▶ _Records supplied_:
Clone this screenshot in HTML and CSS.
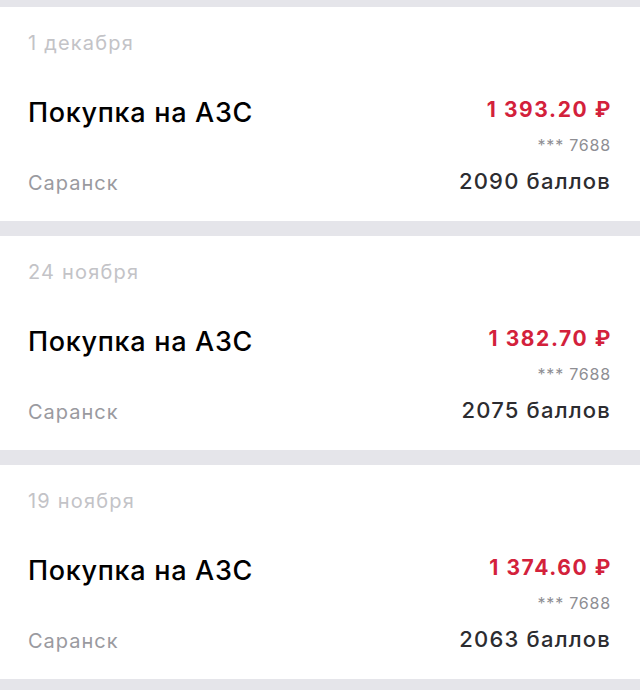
FILE: index.html
```html
<!DOCTYPE html>
<html>
    <head>
        <title>Операции</title>
        <meta charset="UTF-8">
        <link rel="stylesheet" href="styles.css">
    </head>
    <body>
        <div class='feed'>
            <div class='card'>
                <div class='date'>1 декабря</div>
                <div class='op'>
                    <div class='title'>Покупка на АЗС</div>
                    <div class='amount'>1 393.20 ₽</div>
                    <div class='pan'>*** 7688</div>
                    <div class='city'>Саранск</div>
                    <div class='points'>2090 баллов</div>
                </div>
            </div>

            <div class='card'>
                <div class='date'>24 ноября</div>
                <div class='op'>
                    <div class='title'>Покупка на АЗС</div>
                    <div class='amount'>1 382.70 ₽</div>
                    <div class='pan'>*** 7688</div>
                    <div class='city'>Саранск</div>
                    <div class='points'>2075 баллов</div>
                </div>
            </div>

            <div class='card'>
                <div class='date'>19 ноября</div>
                <div class='op'>
                    <div class='title'>Покупка на АЗС</div>
                    <div class='amount'>1 374.60 ₽</div>
                    <div class='pan'>*** 7688</div>
                    <div class='city'>Саранск</div>
                    <div class='points'>2063 баллов</div>
                </div>
            </div>
        </div>
    </body>
</html>
```

FILE: styles.css
```css
body {
    margin: 0;
    background: #e5e5ea;
    font-family: "Inter", "Roboto", sans-serif;
}
.feed {
    display: flex;
    flex-direction: column;
    gap: 15px;
    padding-top: 7px;
}
.card {
    background: #ffffff;
    height: 214px;
    box-sizing: border-box;
    padding: 25px 29px 0 28px;
}
.date {
    font-size: 20px;
    line-height: 22px;
    letter-spacing: 1.2px;
    color: #c3c3c7;
}
.op {
    margin-top: 41px;
    display: grid;
    grid-template-columns: 1fr auto;
    grid-template-areas:
        "title amount"
        ". pan"
        "city points";
}
.title {
    grid-area: title;
    font-size: 27px;
    line-height: 30px;
    letter-spacing: 0.7px;
    font-weight: 500;
    color: #000000;
    padding-top: 3px;
}
.amount {
    grid-area: amount;
    text-align: right;
    font-size: 21px;
    line-height: 30px;
    letter-spacing: 1.6px;
    font-weight: 700;
    color: #d3213b;
    margin-right: -1px;
}
.pan {
    grid-area: pan;
    text-align: right;
    font-size: 16px;
    line-height: 20px;
    letter-spacing: 0.8px;
    color: #8e8e93;
    margin-top: 7px;
}
.city {
    grid-area: city;
    font-size: 20px;
    line-height: 26px;
    letter-spacing: 1px;
    color: #9a9a9f;
    margin-top: 15px;
}
.points {
    grid-area: points;
    text-align: right;
    font-size: 22px;
    line-height: 26px;
    letter-spacing: 1.2px;
    font-weight: 500;
    color: #2c2c30;
    margin-top: 13px;
}
```
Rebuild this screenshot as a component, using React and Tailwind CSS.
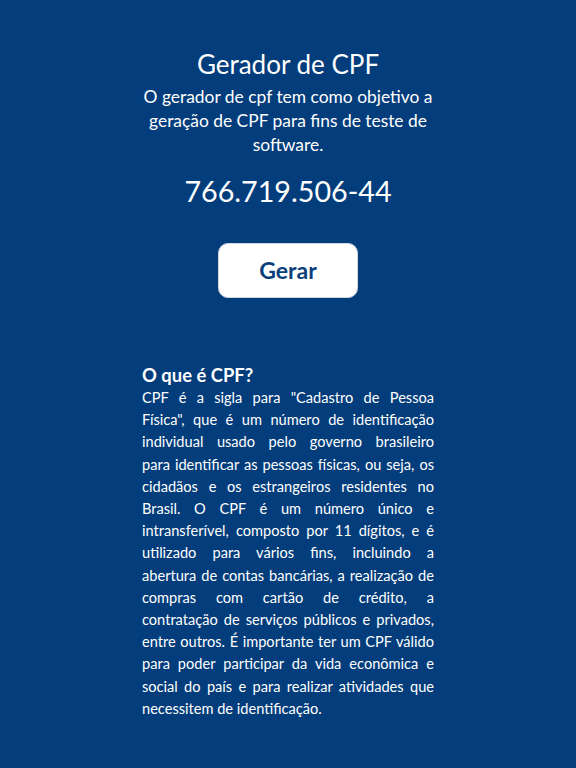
const linhas = [
  'CPF é a sigla para "Cadastro de Pessoa',
  'Física", que é um número de identificação',
  "individual usado pelo governo brasileiro",
  "para identificar as pessoas físicas, ou seja, os",
  "cidadãos e os estrangeiros residentes no",
  "Brasil. O CPF é um número único e",
  "intransferível, composto por 11 dígitos, e é",
  "utilizado para vários fins, incluindo a",
  "abertura de contas bancárias, a realização de",
  "compras com cartão de crédito, a",
  "contratação de serviços públicos e privados,",
  "entre outros. É importante ter um CPF válido",
  "para poder participar da vida econômica e",
  "social do país e para realizar atividades que",
  "necessitem de identificação.",
];

export default function App() {
  return (
    <div className="min-h-[768px] bg-[#033d7b] text-white font-['Lato','Noto_Sans',sans-serif]">
      <div className="mx-auto w-[292px] pt-12 pb-10">
        <div className="text-center">
          <h1 className="text-[26px] leading-[32px]">Gerador de CPF</h1>
          <p className="-mx-2 mt-[5px] text-[17.4px] leading-6">
            O gerador de cpf tem como objetivo a<br />
            geração de CPF para fins de teste de<br />
            software.
          </p>
          <div className="mt-[14px] text-[28.7px] leading-[40px]">
            766.719.506-44
          </div>
          <button
            type="button"
            className="mt-8 h-[55px] w-[140px] rounded-[10px] border border-gray-300 bg-white text-[23px] font-bold text-[#0b3f7c]"
          >
            Gerar
          </button>
        </div>

        <h2 className="mt-[65px] text-[18.4px] font-bold leading-6">
          O que é CPF?
        </h2>
        <div className="text-[14.6px] leading-[22.2px]">
          {linhas.map((linha, i) => (
            <div
              key={linha}
              className={
                i < linhas.length - 1
                  ? "text-justify [text-align-last:justify]"
                  : "text-left"
              }
            >
              {linha}
            </div>
          ))}
        </div>
      </div>
    </div>
  );
}
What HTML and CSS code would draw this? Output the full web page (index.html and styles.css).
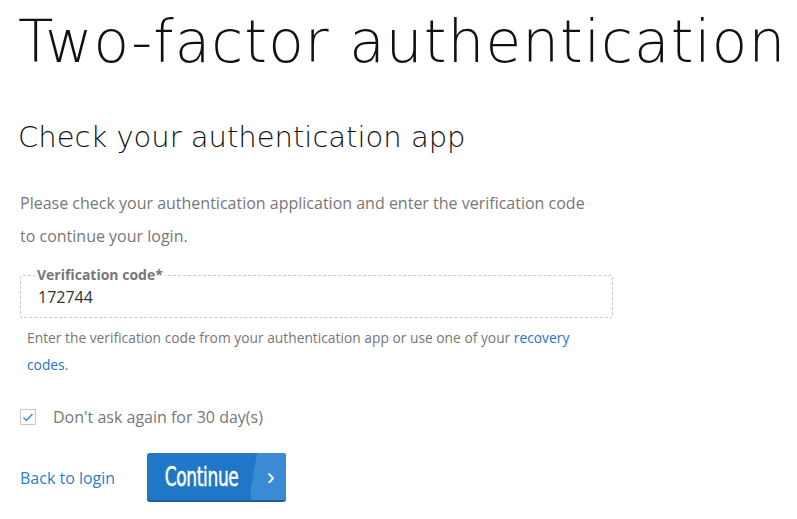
FILE: index.html
```html
<!DOCTYPE html>
<html lang="en">
<head>
    <meta charset="UTF-8">
    <meta name="viewport" content="width=device-width, initial-scale=1.0">
    <title>Two-factor authentication</title>
    <link rel="stylesheet" href="styles.css">
</head>
<body>
    <main class="page">
        <h1 class="title">Two-factor authentication</h1>
        <h2 class="subtitle">Check your authentication app</h2>

        <p class="intro">
            Please check your authentication application and enter the verification code
            to continue your login.
        </p>

        <form class="form">
            <fieldset class="field">
                <legend>Verification code*</legend>
                <input type="text" value="172744">
            </fieldset>
            <p class="hint">
                Enter the verification code from your authentication app or use one of your
                <a href="#">recovery codes</a>.
            </p>

            <label class="remember">
                <span class="box">
                    <svg width="12" height="10" viewBox="0 0 12 10">
                        <path d="M1.5 5.5 L4.5 8.5 L10.5 2" fill="none" stroke="#3a8ddb" stroke-width="1.5"/>
                    </svg>
                </span>
                Don't ask again for 30 day(s)
            </label>

            <div class="actions">
                <a href="#" class="back">Back to login</a>
                <button type="button" class="btn">
                    <span class="btn-text"><span class="btn-label">Continue</span></span>
                    <span class="btn-arrow">&rsaquo;</span>
                </button>
            </div>
        </form>
    </main>
</body>
</html>
```

FILE: styles.css
```css
* {
    box-sizing: border-box;
}

body {
    margin: 0;
    padding: 0;
    background-color: white;
    font-family: "Open Sans", "Noto Sans", sans-serif;
    color: #777;
}

.page {
    padding: 0 0 0 18px;
}

.title {
    margin: 6px 0 0 0;
    font-family: "DejaVu Sans", sans-serif;
    font-weight: 200;
    font-size: 58px;
    line-height: 72px;
    letter-spacing: 1.1px;
    color: #111;
    white-space: nowrap;
}

.subtitle {
    margin: 41px 0 0 0;
    font-family: "DejaVu Sans", sans-serif;
    font-weight: 200;
    font-size: 29px;
    line-height: 36px;
    color: #111;
}

.intro {
    margin: 32px 0 0 2px;
    width: 580px;
    font-size: 16px;
    line-height: 33px;
}

.form {
    margin-left: 2px;
}

.field {
    margin: 14px 0 0 0;
    width: 593px;
    padding: 2px 17px 7px 17px;
    border: 1px dashed #c8c8c8;
    border-radius: 3px;
}

.field legend {
    padding: 0 2px;
    margin-left: -3px;
    font-size: 14px;
    font-weight: bold;
    color: #777;
    line-height: 16px;
}

.field input {
    width: 100%;
    border: none;
    outline: none;
    padding: 0;
    font-family: "Open Sans", sans-serif;
    font-size: 16px;
    line-height: 25px;
    height: 25px;
    color: #333;
}

.hint {
    margin: 6px 0 0 7px;
    width: 560px;
    font-size: 13.8px;
    line-height: 27px;
}

.hint a {
    color: #1e74c6;
    text-decoration: none;
}

.remember {
    display: flex;
    align-items: center;
    gap: 17px;
    margin-top: 28px;
    font-size: 16px;
}

.box {
    width: 16px;
    height: 16px;
    border: 1px solid #c8c8c8;
    display: flex;
    align-items: center;
    justify-content: center;
}

.actions {
    display: flex;
    align-items: center;
    gap: 32px;
    margin-top: 25px;
}

.back {
    color: #2a7fd0;
    text-decoration: none;
    font-size: 16px;
}

.btn {
    display: flex;
    height: 49px;
    width: 139px;
    padding: 0;
    border: none;
    border-radius: 3px;
    overflow: hidden;
    background-color: #2077c7;
    border-bottom: 2px solid #1b5f9f;
    color: white;
    cursor: pointer;
}

.btn-text {
    display: flex;
    align-items: center;
    justify-content: center;
    width: 104px;
    padding-left: 4px;
}

.btn-label {
    display: inline-block;
    font-family: "DejaVu Sans Condensed", "DejaVu Sans", sans-serif;
    font-size: 27px;
    -webkit-text-stroke: 0.5px white;
    transform: scaleX(0.7);
    letter-spacing: -0.5px;
}

.btn-arrow {
    display: flex;
    align-items: center;
    justify-content: center;
    flex-grow: 1;
    font-size: 24px;
    padding-left: 4px;
    background: linear-gradient(100deg, transparent 0 14%, #3a8bd4 14%);
}
```
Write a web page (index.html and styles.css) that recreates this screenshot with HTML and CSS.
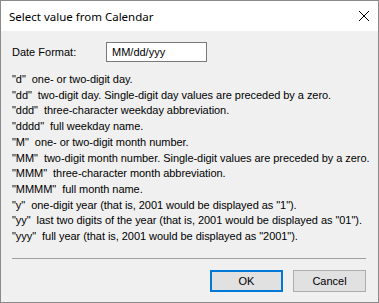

▶ _Work to be completed_: Go through the listing above line by line and say how many lines hold the word "index". Reply with that number only.

▶ _Solution below_: 4